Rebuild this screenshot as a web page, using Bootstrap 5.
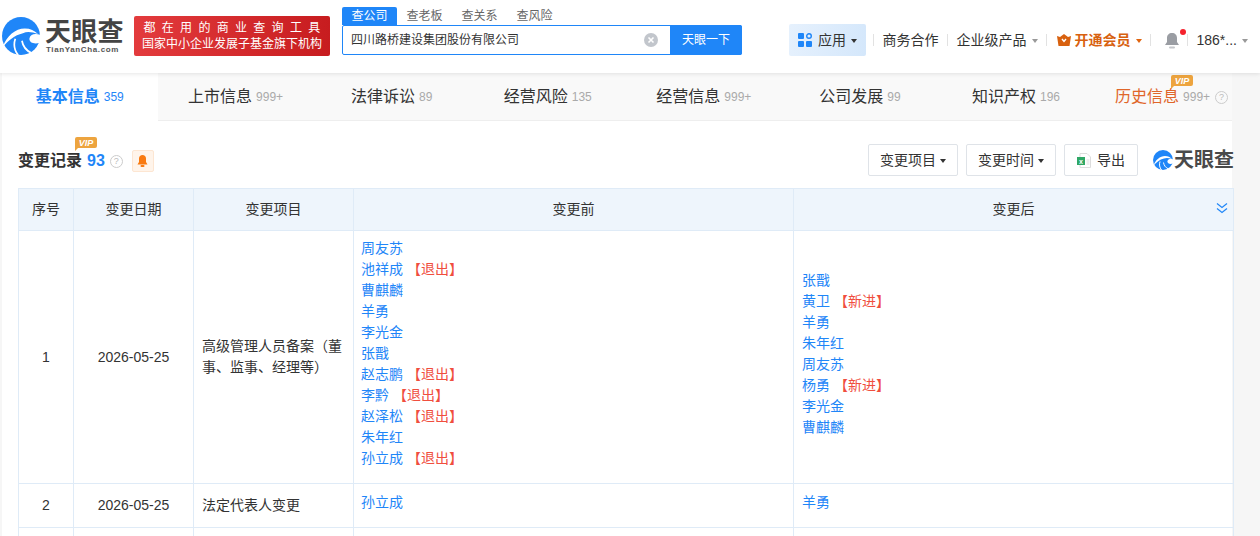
<!DOCTYPE html>
<html lang="zh">
<head>
<meta charset="utf-8">
<title>天眼查</title>
<link href="https://cdn.jsdelivr.net/npm/bootstrap@5.3.0/dist/css/bootstrap.min.css" rel="stylesheet">
<style>
body { background: #f6f6f6; font-family: "Liberation Sans", "Noto Sans CJK SC", sans-serif; font-size: 14px; color: #333; overflow: hidden; }
a { text-decoration: none; }
.top-bar { height: 73px; background: #fff; box-shadow: 0 1px 4px rgba(0,0,0,.1); position: relative; z-index: 2; padding-left: 2px; }
.brand-block { width: 80px; margin-left: 5px; }
.brand-name { font-size: 26px; font-weight: 700; line-height: 26px; color: #444; letter-spacing: .3px; }
.brand-site { font-size: 8px; font-weight: 700; color: #555; letter-spacing: .62px; line-height: 9px; white-space: nowrap; margin-left: 1px; }
.promo { width: 196px; height: 40px; margin-left: 9px; background: linear-gradient(90deg, #e33b3d, #c71c1f); color: #fff; border-radius: 2px; font-size: 12px; line-height: 16px; padding: 4px 8px; text-align: center; }
.promo-spaced { letter-spacing: 6.3px; margin-right: -6px; }
.search-wrap { width: 400px; margin-left: 12px; margin-top: 7px; }
.search-tab { font-size: 12px; line-height: 18px; padding: 0 9.5px; color: #666; }
.search-tab.on { background: #1f86f8; color: #fff; border-radius: 2px 2px 0 0; }
.search-box { height: 30px; border: 1px solid #1f86f8; border-radius: 2px; background: #fff; }
.search-text { font-size: 12px; color: #333; padding-left: 8px; }
.clear-ico { margin-right: 12px; }
.search-btn { width: 72px; margin-right: -1px; background: #1f86f8; color: #fff; font-size: 12px; line-height: 30px; text-align: center; border-radius: 0 2px 2px 0; }
.nav-side { margin-left: 47px; height: 32px; margin-top: 24px; }
.app-btn { height: 32px; width: 77px; background: linear-gradient(100deg, #e6f1fd, #d4e7fb); border-radius: 2px; color: #333; font-size: 14px; padding-left: 9px; gap: 6px; white-space: nowrap; }
.nav-sep { width: 1px; height: 12px; background: #e2e2e2; flex: none; }
.nav-sep-first { margin-left: 7px; }
.nav-item-own { font-size: 14px; color: #333; white-space: nowrap; margin: 0 8.5px; }
.tri { display: inline-block; border: 3.5px solid transparent; border-top: 4px solid #999; border-bottom: 0; vertical-align: 2px; margin-left: 5px; }
.tri-dark { border-top-color: #333; }
.tri-vip { border-top-color: #e0640f; }
.vip-link { color: #d8610f; font-weight: 700; margin-left: 9.5px; }
.bell-wrap { margin: 0 7px 0 13px; }
.dot-red { position: absolute; width: 6px; height: 6px; border-radius: 50%; background: #f5222d; top: -3px; right: -6px; }
.page-wrap { width: 1230px; margin-left: 2px; background: #fff; }
.tab-strip { height: 48px; background: #f9f9f9; border-bottom: 1px solid #eee; }
.tab-own { width: 156.1px; flex: none; height: 48px; font-size: 16px; color: #333; white-space: nowrap; position: relative; }
.tab-own.on { width: 155.5px; background: #fff; color: #1f86f8; font-weight: 700; }
.tab-count { font-size: 12px; color: #aaa; margin-left: 4px; font-weight: 400; }
.tab-own.on .tab-count { color: #1f86f8; }
.tab-hist { width: 136px; color: #e0662a; padding-left: 21px; justify-content: flex-start !important; }
.help-ico { display: inline-flex; width: 13px; height: 13px; border: 1px solid #ccc; border-radius: 50%; color: #bbb; font-size: 9px; line-height: 11px; align-items: center; justify-content: center; margin-left: 5px; font-weight: 400; }
.vip-tag { position: absolute; width: 24px; height: 14px; }
.sect-head { padding: 25px 0 12px 16px; height: 67px; }
.sect-title { font-size: 16px; font-weight: 700; color: #333; position: relative; line-height: 22px; }
.sect-count { color: #1f86f8; margin-left: 5px; }
.bell-box { width: 22px; height: 22px; margin-left: 9px; background: #fff4ea; border: 1px solid #fde6d2; border-radius: 2px; }
.tool-group { margin-top: -2px; margin-right: -2px; }
.tool-btn { height: 32px; border: 1px solid #dfe3e8; border-radius: 2px; background: #fff; color: #333; font-size: 14px; padding: 0; white-space: nowrap; }
.brand-small-wrap { margin-left: 7px; gap: 1px; }
.brand-small { font-size: 20px; font-weight: 700; line-height: 22px; color: #4a4a4a; }
.tbl-wrap { padding: 0 0 0 16px; }
.change-tbl { table-layout: fixed; width: 1215px; margin: 0; border-color: #dfebf7; font-size: 14px; color: #333; }
.change-tbl th { background: #eef5fc; height: 42px; font-weight: 400; text-align: center; vertical-align: middle; padding: 0; position: relative; }
.change-tbl td { padding: 7px 8px; line-height: 21px; vertical-align: middle; }
.change-tbl td.names-cell { padding-bottom: 14px; }
.change-tbl td.names-before { padding-left: 7px; }
.num-cell { text-align: center; }
.person { color: #1f86f8; display: block; }
.out-tag { color: #f04e3e; }
.expand-ico { position: absolute; right: 5px; top: 13px; }
</style>
</head>
<body>
<header class="top-bar d-flex">
  <div class="d-flex align-items-center" style="height:72px">
    <svg width="38" height="38" viewBox="0 0 40 40"><circle cx="20" cy="20" r="20" fill="#1f86f8"/><path d="M1 31C5 20 14 12 24 12 30 12 34 14 38 18 32 16 27 15 22 17 13 19 7 25 1 31Z" fill="#fff"/><path d="M41 19C35 17 30 18 29 22 28 27 33 29 41 27Z" fill="#fff"/><path d="M14 23C12 29 13 35 17 40M21 25C22 31 25 35 31 38" stroke="#fff" stroke-width="1.800" fill="none"/></svg>
    <div class="brand-block">
      <div class="brand-name">天眼查</div>
      <div class="brand-site">TianYanCha.com</div>
    </div>
    <div class="promo">
      <div class="promo-spaced">都在用的商业查询工具</div>
      <div>国家中小企业发展子基金旗下机构</div>
    </div>
  </div>
  <div class="search-wrap">
    <div class="d-flex">
      <span class="search-tab on">查公司</span><span class="search-tab">查老板</span><span class="search-tab">查关系</span><span class="search-tab">查风险</span>
    </div>
    <div class="search-box d-flex align-items-center">
      <span class="search-text flex-grow-1">四川路桥建设集团股份有限公司</span>
      <svg class="clear-ico" width="14" height="14" viewBox="0 0 14 14"><circle cx="7" cy="7" r="7" fill="#c2c6cc"/><path d="M4.500 4.500l5 5M9.500 4.500l-5 5" stroke="#fff" stroke-width="1.600"/></svg>
      <span class="search-btn">天眼一下</span>
    </div>
  </div>
  <div class="nav-side d-flex align-items-center">
    <div class="app-btn d-flex align-items-center">
      <svg width="14" height="14" viewBox="0 0 14 14" fill="#1f86f8"><rect width="6" height="6" rx="1"/><circle cx="11" cy="3" r="2.300" fill="none" stroke="#1f86f8" stroke-width="1.400"/><rect y="8" width="6" height="6" rx="1"/><rect x="8" y="8" width="6" height="6" rx="1"/></svg>
      <span>应用<i class="tri tri-dark"></i></span>
    </div>
    <span class="nav-sep nav-sep-first"></span>
    <span class="nav-item-own">商务合作</span>
    <span class="nav-sep"></span>
    <span class="nav-item-own">企业级产品<i class="tri"></i></span>
    <span class="nav-sep"></span>
    <span class="nav-item-own vip-link d-flex align-items-center gap-1">
      <svg width="14" height="12" viewBox="0 0 14 12"><path d="M0 2l3 1 4-3 4 3 3-1-1.500 10h-11z" fill="#d8610f"/><path d="M5 5l2 2.500 2-2.500" stroke="#fff" stroke-width="1.400" fill="none"/></svg>
      <span>开通会员<i class="tri tri-vip"></i></span>
    </span>
    <span class="nav-sep"></span>
    <span class="position-relative bell-wrap d-flex">
      <svg width="16" height="17" viewBox="0 0 16 17"><path d="M8 1c3 0 5 2 5 5v4l2 3H1l2-3V6c0-3 2-5 5-5z" fill="#9a9da3"/><rect x="5" y="14.500" width="6" height="2" rx="1" fill="#c4c6ca"/></svg>
      <span class="dot-red"></span>
    </span>
    <span class="nav-sep"></span>
    <span class="nav-item-own">186*...<i class="tri"></i></span>
  </div>
</header>
<main class="page-wrap">
  <div class="tab-strip d-flex">
    <div class="tab-own on d-flex align-items-center justify-content-center">基本信息<span class="tab-count">359</span></div>
    <div class="tab-own d-flex align-items-center justify-content-center">上市信息<span class="tab-count">999+</span></div>
    <div class="tab-own d-flex align-items-center justify-content-center">法律诉讼<span class="tab-count">89</span></div>
    <div class="tab-own d-flex align-items-center justify-content-center">经营风险<span class="tab-count">135</span></div>
    <div class="tab-own d-flex align-items-center justify-content-center">经营信息<span class="tab-count">999+</span></div>
    <div class="tab-own d-flex align-items-center justify-content-center">公司发展<span class="tab-count">99</span></div>
    <div class="tab-own d-flex align-items-center justify-content-center">知识产权<span class="tab-count">196</span></div>
    <div class="tab-own tab-hist d-flex align-items-center justify-content-center">历史信息<span class="tab-count">999+</span><span class="help-ico">?</span>
      <svg class="vip-tag" style="left:75px;top:2px" viewBox="0 0 24 14"><path d="M2 0h20q2 0 2 2v7q0 2-2 2H5l-3 3V2q0-2 2-2z" fill="#eda43f"/><text x="13" y="9" font-size="9" font-weight="700" font-style="italic" fill="#fff" text-anchor="middle" font-family="Liberation Sans">VIP</text></svg>
    </div>
  </div>
  <div class="sect-head d-flex align-items-start">
    <div class="sect-title d-flex align-items-center pt-1">变更记录<span class="sect-count">93</span><span class="help-ico">?</span>
      <svg class="vip-tag" style="left:55px;top:-9px" viewBox="0 0 24 14"><path d="M2 0h20q2 0 2 2v7q0 2-2 2H5l-3 3V2q0-2 2-2z" fill="#eda43f"/><text x="13" y="9" font-size="9" font-weight="700" font-style="italic" fill="#fff" text-anchor="middle" font-family="Liberation Sans">VIP</text></svg>
      <span class="bell-box d-flex align-items-center justify-content-center"><svg width="11" height="12" viewBox="0 0 11 12"><path d="M5.500 0c2 0 3.500 1.500 3.500 3.500V7l1.500 2.500H.5L2 7V3.500C2 1.500 3.500 0 5.500 0z" fill="#f97a10"/><rect x="3.500" y="10" width="4" height="2" rx="1" fill="#f97a10"/></svg></span>
    </div>
    <div class="ms-auto d-flex gap-2 align-items-center tool-group">
      <button class="tool-btn" style="width:90px">变更项目<i class="tri tri-dark ms-1"></i></button>
      <button class="tool-btn" style="width:90px">变更时间<i class="tri tri-dark ms-1"></i></button>
      <button class="tool-btn d-flex align-items-center justify-content-center" style="width:74px;gap:6px">
        <svg width="14" height="15" viewBox="0 0 14 15"><path d="M3 .5h7l3.500 3.500v10.500H3z" fill="#fff" stroke="#ddd"/><path d="M9.500 7h3M9.500 9h3M9.500 11h3" stroke="#ddd"/><rect y="4" width="8" height="8" fill="#2fa866"/><text x="4" y="10.500" font-size="7" font-weight="700" fill="#fff" text-anchor="middle" font-family="Liberation Sans">x</text></svg>导出</button>
      <div class="d-flex align-items-center brand-small-wrap">
        <svg width="20" height="20" viewBox="0 0 40 40"><circle cx="20" cy="20" r="20" fill="#1f86f8"/><path d="M1 31C5 20 14 12 24 12 30 12 34 14 38 18 32 16 27 15 22 17 13 19 7 25 1 31Z" fill="#fff"/><path d="M41 19C35 17 30 18 29 22 28 27 33 29 41 27Z" fill="#fff"/><path d="M14 23C12 29 13 35 17 40M21 25C22 31 25 35 31 38" stroke="#fff" stroke-width="2" fill="none"/></svg>
        <span class="brand-small">天眼查</span>
      </div>
    </div>
  </div>
  <div class="tbl-wrap">
    <table class="table table-bordered change-tbl">
      <colgroup><col style="width:55px"><col style="width:120px"><col style="width:160px"><col style="width:440px"><col style="width:440px"></colgroup>
      <thead><tr><th>序号</th><th>变更日期</th><th>变更项目</th><th>变更前</th><th>变更后
        <svg class="expand-ico" width="12" height="12" viewBox="0 0 12 12" fill="none" stroke="#1f86f8" stroke-width="1.200"><path d="M1 1.500l5 4 5-4M1 6.500l5 4 5-4"/></svg></th></tr></thead>
      <tbody>
        <tr>
          <td class="num-cell">1</td><td class="num-cell">2026-05-25</td>
          <td>高级管理人员备案（董事、监事、经理等）</td>
          <td class="names-cell names-before">
            <a class="person" href="#">周友苏</a>
            <a class="person" href="#">池祥成 <span class="out-tag">【退出】</span></a>
            <a class="person" href="#">曹麒麟</a>
            <a class="person" href="#">羊勇</a>
            <a class="person" href="#">李光金</a>
            <a class="person" href="#">张戬</a>
            <a class="person" href="#">赵志鹏 <span class="out-tag">【退出】</span></a>
            <a class="person" href="#">李黔 <span class="out-tag">【退出】</span></a>
            <a class="person" href="#">赵泽松 <span class="out-tag">【退出】</span></a>
            <a class="person" href="#">朱年红</a>
            <a class="person" href="#">孙立成 <span class="out-tag">【退出】</span></a>
          </td>
          <td class="names-cell">
            <a class="person" href="#">张戬</a>
            <a class="person" href="#">黄卫 <span class="out-tag">【新进】</span></a>
            <a class="person" href="#">羊勇</a>
            <a class="person" href="#">朱年红</a>
            <a class="person" href="#">周友苏</a>
            <a class="person" href="#">杨勇 <span class="out-tag">【新进】</span></a>
            <a class="person" href="#">李光金</a>
            <a class="person" href="#">曹麒麟</a>
          </td>
        </tr>
        <tr style="height:44px">
          <td class="num-cell">2</td><td class="num-cell">2026-05-25</td>
          <td>法定代表人变更</td>
          <td class="names-cell names-before"><a class="person" href="#">孙立成</a></td>
          <td class="names-cell"><a class="person" href="#">羊勇</a></td>
        </tr>
        <tr style="height:44px"><td></td><td></td><td></td><td></td><td></td></tr>
      </tbody>
    </table>
  </div>
</main>
<script src="https://cdn.jsdelivr.net/npm/bootstrap@5.3.0/dist/js/bootstrap.bundle.min.js"></script>
</body>
</html>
★ ★ ★ ★
**What is asked**
Search the data for "page" and list every line in which it occurs.

**Answer in full**
Rebuild this screenshot as a web page, using Bootstrap 5.
.page-wrap { width: 1230px; margin-left: 2px; background: #fff; }
<main class="page-wrap">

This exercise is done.